過去のしがらみを断った電子行政10年の総括を

 新IT戦略では、冒頭の「I.基本認識」として、「過去のIT戦略の延長線上にあるのではなく」と述べ、「非連続な飛躍を支える」ものと記されている。また、「新成長戦略と相まって、我が国の持続的成長を支えるべきものでもある」と、政府の成長戦略との密接な関係を示している。

 そこで工程表では、「(1)情報通信技術を活用した行政刷新と見える化」の冒頭に「i)これまでの情報通信技術投資の総括とそれを教訓とした行政刷新」として、2010年度中に「電子行政推進の基本方針」を取りまとめることになっている。この中で取り上げる教訓の課題克服のための方策をどのように取りまとめられるかが、新IT戦略の命運を占う重要なカギといえる。

 これまで鳴り物入りで10年前から推し進められた「e-Japan戦略」以降の政府の電子行政施策では、確かにブロードバンドの普及などインフラ面での整備は進んだ。しかしながら、行政の窓口サービスのワンストップ化に関しては、必ずしも促進されたとは言い難い。当時、「自治体IT革命」などの美辞麗句のスローガンが席巻し、行政の窓口サービスそのものを単にIT化することが目的となってしまった電子申請は、そのシステム化する対象業務が大幅に増えたものの、利用率はすっかり低迷してしまった。その結果、多くの自治体の行政評価や政府の「事業仕分け」などで断罪され、電子申請システム自体の廃止や休止に追い込まれている。また、電子行政の切り札として、政府が威信をかけて導入した住民基本台帳ネットワークに至っては、その利用の迷走から、いまだ脱しえていない。

 こうした現実をしっかりと見つめ直し、そもそもの電子行政施策の方向性や導入方法などのどこに問題があったのかについて、過去のしがらみを断って検証し、「過去10年間の電子行政」を総括してもらいたい。そうでなければ、今回の新IT戦略も、その実行段階で過去10年間の電子行政の失敗と同じ轍(てつ)を踏むとも限らない。

住民目線に立ったロードマップとは

 新IT戦略では、「1 国民本位の電子行政」の目標の一つとして、「2013年までに国民の50%以上がコンビニエンスストアや郵便局のキオスク端末を使って証明書発行サービスや申請手続きサービスを利用すること」を掲げている。このことは、工程表の「iii)行政ポータルの抜本的改革と行政サービスへのアクセス向上」の中で、取得可能な証明書の拡充として、2010年度中にロードマップを策定することになっている。

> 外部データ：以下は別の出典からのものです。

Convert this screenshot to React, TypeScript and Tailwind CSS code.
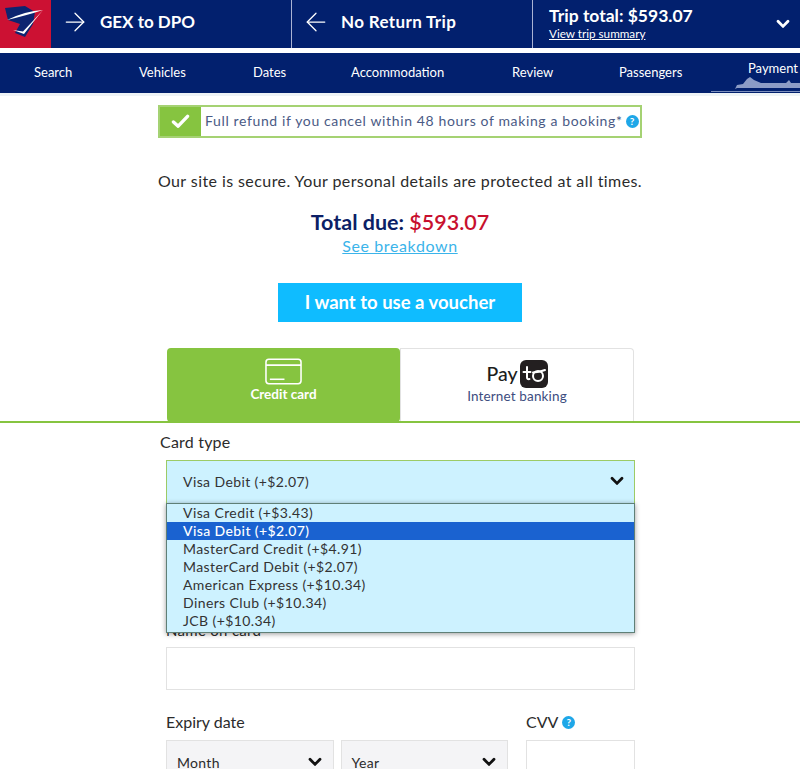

 しかしながら、コンビニなどで証明書が取れるようになって喜ぶ人はどのくらいいるだろうか。それよりも、できれば証明書の発行自体をなくしてもらいたいものである。というのも、多くの住民にとって、行政サービスを受ける手続きは、できる限りしなくて済むのがよいからである。

 では、なぜ、そもそもの証明書の発行が必要とされているのだろうか。実は、証明書が発行される多くの原因は、行政の手続きに必要となるからである。こうした実態について、福岡市では、住民情報や課税情報などの証明が必要な手続きを調査した。その結果によると、調査手続き総数211件のうちで、証明元への確認などにより住民からの証明書等の提出を不要としている手続きは54件に過ぎず、別途証明書等の提出が必要な手続きが157件もあることを明らかにしている(「住民情報・課税情報等の証明が必要な手続きの調査について」)。

 こうした行政手続きに必要な証明書の発行は、例えばオンラインで参照することで、発行の手続き自体をなくしてしまってはどうだろうか。当然ながら、法制度上または手続き上、さらにはシステム上、そうしたことができない現実があるだろう。しかし、そうした現実を見直して、不要な手続きをなくすことこそが、住民目線に立って考えると重要なことといえる。ぜひとも、そうした住民目線に立ったロードマップを検討してもらいたい。